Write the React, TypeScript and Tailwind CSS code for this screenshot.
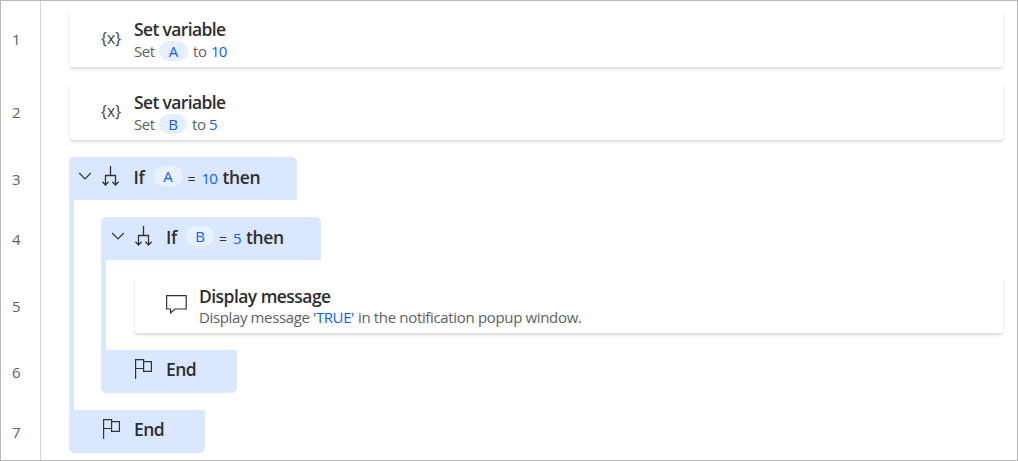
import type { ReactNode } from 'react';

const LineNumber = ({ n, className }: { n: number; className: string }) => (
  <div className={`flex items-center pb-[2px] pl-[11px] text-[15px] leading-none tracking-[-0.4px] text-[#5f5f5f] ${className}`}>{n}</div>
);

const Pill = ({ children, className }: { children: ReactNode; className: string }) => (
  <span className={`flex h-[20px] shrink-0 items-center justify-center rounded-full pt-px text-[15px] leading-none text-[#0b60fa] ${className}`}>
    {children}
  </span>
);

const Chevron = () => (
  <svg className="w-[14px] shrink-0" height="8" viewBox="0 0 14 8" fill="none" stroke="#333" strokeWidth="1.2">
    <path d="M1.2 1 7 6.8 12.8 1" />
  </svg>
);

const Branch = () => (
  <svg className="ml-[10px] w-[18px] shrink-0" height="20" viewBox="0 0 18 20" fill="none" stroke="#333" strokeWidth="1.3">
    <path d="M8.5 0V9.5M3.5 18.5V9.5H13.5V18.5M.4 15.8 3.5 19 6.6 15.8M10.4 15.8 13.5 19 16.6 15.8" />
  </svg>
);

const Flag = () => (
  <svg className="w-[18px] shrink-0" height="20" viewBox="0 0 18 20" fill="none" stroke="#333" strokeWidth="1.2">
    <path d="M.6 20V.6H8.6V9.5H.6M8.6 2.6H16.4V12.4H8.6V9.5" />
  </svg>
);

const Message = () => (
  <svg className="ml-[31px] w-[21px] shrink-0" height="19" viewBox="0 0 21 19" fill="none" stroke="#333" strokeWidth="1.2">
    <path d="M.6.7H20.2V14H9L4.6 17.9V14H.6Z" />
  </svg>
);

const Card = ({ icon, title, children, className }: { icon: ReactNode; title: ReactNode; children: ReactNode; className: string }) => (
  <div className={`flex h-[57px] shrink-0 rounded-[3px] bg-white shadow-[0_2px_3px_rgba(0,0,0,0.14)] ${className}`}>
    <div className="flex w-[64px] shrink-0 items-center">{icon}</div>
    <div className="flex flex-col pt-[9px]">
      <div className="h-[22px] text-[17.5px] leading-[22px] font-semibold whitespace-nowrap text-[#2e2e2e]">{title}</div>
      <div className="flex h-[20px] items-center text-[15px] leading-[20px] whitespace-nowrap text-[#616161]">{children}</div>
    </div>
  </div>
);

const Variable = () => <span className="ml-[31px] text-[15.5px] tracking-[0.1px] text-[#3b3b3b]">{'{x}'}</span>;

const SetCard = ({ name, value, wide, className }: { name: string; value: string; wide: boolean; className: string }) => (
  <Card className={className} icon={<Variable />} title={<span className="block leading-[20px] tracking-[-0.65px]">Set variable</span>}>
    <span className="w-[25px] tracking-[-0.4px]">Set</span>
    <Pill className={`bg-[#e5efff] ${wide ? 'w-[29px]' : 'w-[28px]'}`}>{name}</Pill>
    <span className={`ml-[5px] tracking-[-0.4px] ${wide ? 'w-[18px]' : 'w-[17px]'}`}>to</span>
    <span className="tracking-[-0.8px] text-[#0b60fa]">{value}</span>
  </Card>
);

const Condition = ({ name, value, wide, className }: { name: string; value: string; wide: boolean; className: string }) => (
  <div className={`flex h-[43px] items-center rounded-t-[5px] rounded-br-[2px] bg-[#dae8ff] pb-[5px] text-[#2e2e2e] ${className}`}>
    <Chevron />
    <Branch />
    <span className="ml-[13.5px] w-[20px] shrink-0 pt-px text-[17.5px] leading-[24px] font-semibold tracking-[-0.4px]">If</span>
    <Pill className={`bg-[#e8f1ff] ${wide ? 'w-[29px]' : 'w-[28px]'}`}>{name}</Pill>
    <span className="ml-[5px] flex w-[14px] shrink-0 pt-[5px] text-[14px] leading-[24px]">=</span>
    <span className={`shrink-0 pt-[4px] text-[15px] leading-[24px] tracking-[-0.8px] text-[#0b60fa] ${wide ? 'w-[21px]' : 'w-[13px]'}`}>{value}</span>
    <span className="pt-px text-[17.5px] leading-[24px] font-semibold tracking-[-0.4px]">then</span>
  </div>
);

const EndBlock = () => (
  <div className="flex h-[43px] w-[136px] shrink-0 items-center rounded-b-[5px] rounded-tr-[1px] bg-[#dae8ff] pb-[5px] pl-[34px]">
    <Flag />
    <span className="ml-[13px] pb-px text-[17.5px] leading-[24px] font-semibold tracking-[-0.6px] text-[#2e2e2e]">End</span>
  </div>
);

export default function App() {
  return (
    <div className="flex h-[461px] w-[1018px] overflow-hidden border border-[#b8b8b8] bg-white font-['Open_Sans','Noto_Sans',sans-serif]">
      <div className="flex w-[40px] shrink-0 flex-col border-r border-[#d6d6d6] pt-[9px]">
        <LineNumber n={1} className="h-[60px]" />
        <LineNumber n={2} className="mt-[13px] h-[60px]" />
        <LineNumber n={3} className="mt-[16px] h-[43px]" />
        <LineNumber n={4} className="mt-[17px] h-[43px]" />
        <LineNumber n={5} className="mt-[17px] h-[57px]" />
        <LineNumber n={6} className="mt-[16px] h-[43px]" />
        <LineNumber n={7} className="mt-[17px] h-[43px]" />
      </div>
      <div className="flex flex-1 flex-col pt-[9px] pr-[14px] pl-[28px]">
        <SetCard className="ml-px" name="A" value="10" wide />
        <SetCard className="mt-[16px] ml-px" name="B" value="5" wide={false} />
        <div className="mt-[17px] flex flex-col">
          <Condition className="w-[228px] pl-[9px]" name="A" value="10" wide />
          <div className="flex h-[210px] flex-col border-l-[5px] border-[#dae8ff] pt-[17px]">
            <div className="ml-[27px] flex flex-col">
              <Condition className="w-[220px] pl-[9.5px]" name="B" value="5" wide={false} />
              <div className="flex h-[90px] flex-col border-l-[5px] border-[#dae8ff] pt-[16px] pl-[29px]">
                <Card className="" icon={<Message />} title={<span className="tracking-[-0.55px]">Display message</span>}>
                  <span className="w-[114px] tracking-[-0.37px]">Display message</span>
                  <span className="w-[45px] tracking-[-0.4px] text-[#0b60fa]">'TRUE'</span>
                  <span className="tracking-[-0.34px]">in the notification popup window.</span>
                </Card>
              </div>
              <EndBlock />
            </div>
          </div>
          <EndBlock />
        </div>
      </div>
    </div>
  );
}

::::

§ **THE PROBLEM**
Reproduce all of the material above word for word. Omit the pictures.

§ **EXPECTED ANSWER**
Write the React, TypeScript and Tailwind CSS code for this screenshot.
import type { ReactNode } from 'react';

const LineNumber = ({ n, className }: { n: number; className: string }) => (
  <div className={`flex items-center pb-[2px] pl-[11px] text-[15px] leading-none tracking-[-0.4px] text-[#5f5f5f] ${className}`}>{n}</div>
);

const Pill = ({ children, className }: { children: ReactNode; className: string }) => (
  <span className={`flex h-[20px] shrink-0 items-center justify-center rounded-full pt-px text-[15px] leading-none text-[#0b60fa] ${className}`}>
    {children}
  </span>
);

const Chevron = () => (
  <svg className="w-[14px] shrink-0" height="8" viewBox="0 0 14 8" fill="none" stroke="#333" strokeWidth="1.2">
    <path d="M1.2 1 7 6.8 12.8 1" />
  </svg>
);

const Branch = () => (
  <svg className="ml-[10px] w-[18px] shrink-0" height="20" viewBox="0 0 18 20" fill="none" stroke="#333" strokeWidth="1.3">
    <path d="M8.5 0V9.5M3.5 18.5V9.5H13.5V18.5M.4 15.8 3.5 19 6.6 15.8M10.4 15.8 13.5 19 16.6 15.8" />
  </svg>
);

const Flag = () => (
  <svg className="w-[18px] shrink-0" height="20" viewBox="0 0 18 20" fill="none" stroke="#333" strokeWidth="1.2">
    <path d="M.6 20V.6H8.6V9.5H.6M8.6 2.6H16.4V12.4H8.6V9.5" />
  </svg>
);

const Message = () => (
  <svg className="ml-[31px] w-[21px] shrink-0" height="19" viewBox="0 0 21 19" fill="none" stroke="#333" strokeWidth="1.2">
    <path d="M.6.7H20.2V14H9L4.6 17.9V14H.6Z" />
  </svg>
);

const Card = ({ icon, title, children, className }: { icon: ReactNode; title: ReactNode; children: ReactNode; className: string }) => (
  <div className={`flex h-[57px] shrink-0 rounded-[3px] bg-white shadow-[0_2px_3px_rgba(0,0,0,0.14)] ${className}`}>
    <div className="flex w-[64px] shrink-0 items-center">{icon}</div>
    <div className="flex flex-col pt-[9px]">
      <div className="h-[22px] text-[17.5px] leading-[22px] font-semibold whitespace-nowrap text-[#2e2e2e]">{title}</div>
      <div className="flex h-[20px] items-center text-[15px] leading-[20px] whitespace-nowrap text-[#616161]">{children}</div>
    </div>
  </div>
);

const Variable = () => <span className="ml-[31px] text-[15.5px] tracking-[0.1px] text-[#3b3b3b]">{'{x}'}</span>;

const SetCard = ({ name, value, wide, className }: { name: string; value: string; wide: boolean; className: string }) => (
  <Card className={className} icon={<Variable />} title={<span className="block leading-[20px] tracking-[-0.65px]">Set variable</span>}>
    <span className="w-[25px] tracking-[-0.4px]">Set</span>
    <Pill className={`bg-[#e5efff] ${wide ? 'w-[29px]' : 'w-[28px]'}`}>{name}</Pill>
    <span className={`ml-[5px] tracking-[-0.4px] ${wide ? 'w-[18px]' : 'w-[17px]'}`}>to</span>
    <span className="tracking-[-0.8px] text-[#0b60fa]">{value}</span>
  </Card>
);

const Condition = ({ name, value, wide, className }: { name: string; value: string; wide: boolean; className: string }) => (
  <div className={`flex h-[43px] items-center rounded-t-[5px] rounded-br-[2px] bg-[#dae8ff] pb-[5px] text-[#2e2e2e] ${className}`}>
    <Chevron />
    <Branch />
    <span className="ml-[13.5px] w-[20px] shrink-0 pt-px text-[17.5px] leading-[24px] font-semibold tracking-[-0.4px]">If</span>
    <Pill className={`bg-[#e8f1ff] ${wide ? 'w-[29px]' : 'w-[28px]'}`}>{name}</Pill>
    <span className="ml-[5px] flex w-[14px] shrink-0 pt-[5px] text-[14px] leading-[24px]">=</span>
    <span className={`shrink-0 pt-[4px] text-[15px] leading-[24px] tracking-[-0.8px] text-[#0b60fa] ${wide ? 'w-[21px]' : 'w-[13px]'}`}>{value}</span>
    <span className="pt-px text-[17.5px] leading-[24px] font-semibold tracking-[-0.4px]">then</span>
  </div>
);

const EndBlock = () => (
  <div className="flex h-[43px] w-[136px] shrink-0 items-center rounded-b-[5px] rounded-tr-[1px] bg-[#dae8ff] pb-[5px] pl-[34px]">
    <Flag />
    <span className="ml-[13px] pb-px text-[17.5px] leading-[24px] font-semibold tracking-[-0.6px] text-[#2e2e2e]">End</span>
  </div>
);

export default function App() {
  return (
    <div className="flex h-[461px] w-[1018px] overflow-hidden border border-[#b8b8b8] bg-white font-['Open_Sans','Noto_Sans',sans-serif]">
      <div className="flex w-[40px] shrink-0 flex-col border-r border-[#d6d6d6] pt-[9px]">
        <LineNumber n={1} className="h-[60px]" />
        <LineNumber n={2} className="mt-[13px] h-[60px]" />
        <LineNumber n={3} className="mt-[16px] h-[43px]" />
        <LineNumber n={4} className="mt-[17px] h-[43px]" />
        <LineNumber n={5} className="mt-[17px] h-[57px]" />
        <LineNumber n={6} className="mt-[16px] h-[43px]" />
        <LineNumber n={7} className="mt-[17px] h-[43px]" />
      </div>
      <div className="flex flex-1 flex-col pt-[9px] pr-[14px] pl-[28px]">
        <SetCard className="ml-px" name="A" value="10" wide />
        <SetCard className="mt-[16px] ml-px" name="B" value="5" wide={false} />
        <div className="mt-[17px] flex flex-col">
          <Condition className="w-[228px] pl-[9px]" name="A" value="10" wide />
          <div className="flex h-[210px] flex-col border-l-[5px] border-[#dae8ff] pt-[17px]">
            <div className="ml-[27px] flex flex-col">
              <Condition className="w-[220px] pl-[9.5px]" name="B" value="5" wide={false} />
              <div className="flex h-[90px] flex-col border-l-[5px] border-[#dae8ff] pt-[16px] pl-[29px]">
                <Card className="" icon={<Message />} title={<span className="tracking-[-0.55px]">Display message</span>}>
                  <span className="w-[114px] tracking-[-0.37px]">Display message</span>
                  <span className="w-[45px] tracking-[-0.4px] text-[#0b60fa]">'TRUE'</span>
                  <span className="tracking-[-0.34px]">in the notification popup window.</span>
                </Card>
              </div>
              <EndBlock />
            </div>
          </div>
          <EndBlock />
        </div>
      </div>
    </div>
  );
}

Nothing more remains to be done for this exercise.